Regardless, show up for what you want out of it.
I see so many of us (and I used to be the same) running in a spiral of figuring out what we want. And at the end of the day, it sounds like we want to create using these apps, but we just need boundaries in navigating them. And baby, that’s life! Our addiction to social media is our greatest defeat, not so much that we use them, especially if it DOES help us get our creative rocks off. That’s healthy. Expression is healthy.
What isn’t healthy is the desperation to make money, be noticed, and grow anxious to the point of paralysis because you don’t think your content is good enough. All of that is a distraction.
I don’t care for the Substack app, so some boundaries I’ll enforce is to stop using it, lol. I’ll pop in every now and then, but I do not want another place where I have to scroll. I’ll also treat my newsletter the way it’s meant to be treated, and post every week. But when I truly do not feel called to post, I will not.
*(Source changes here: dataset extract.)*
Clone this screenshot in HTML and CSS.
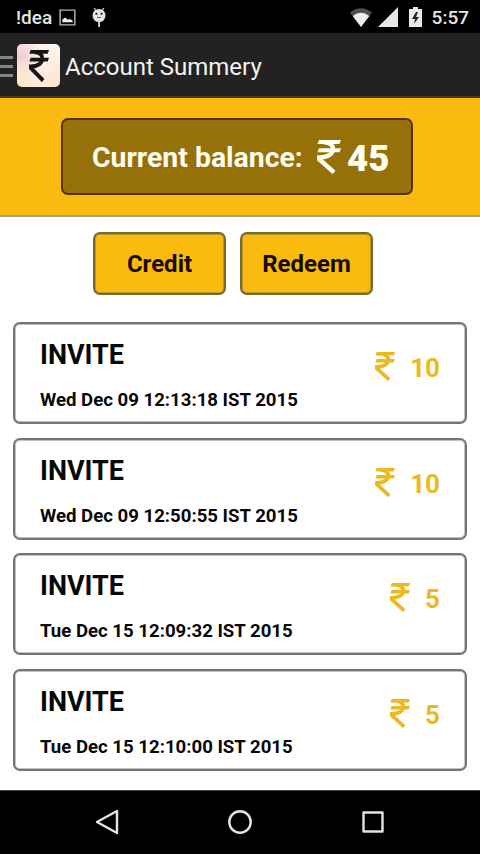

I would love to make money off my newsletter, but I don’t need to look over someone else’s shoulder to figure out how when I know the kind of things I talk about (and want to branch deeper into talking about), people would be happy to support because they love the work, not because some site told me to pimp myself. And from now on, I will read my favorite writers from my e-mails. Like a newsletter is meant to be read.
All we have to do is establish boundaries.
I love writing here. I do. I love sharing myself with you guys. And the more I choose to live, the more I want to discuss! I have so much I want to talk aboooout. Ugh. And I love that you guys enjoy what I have to say. THANK YOU, truly. Returning after the hiatus has needed to feel good, which is why I took that break. So as annoying as Substack has become, I’m gonna use it how I see fit and throw the rest of what it’s trying to push on me away.
Because I do shit how I wanna do shit.
…Shit.
So, know what you want so you can do what you want, too.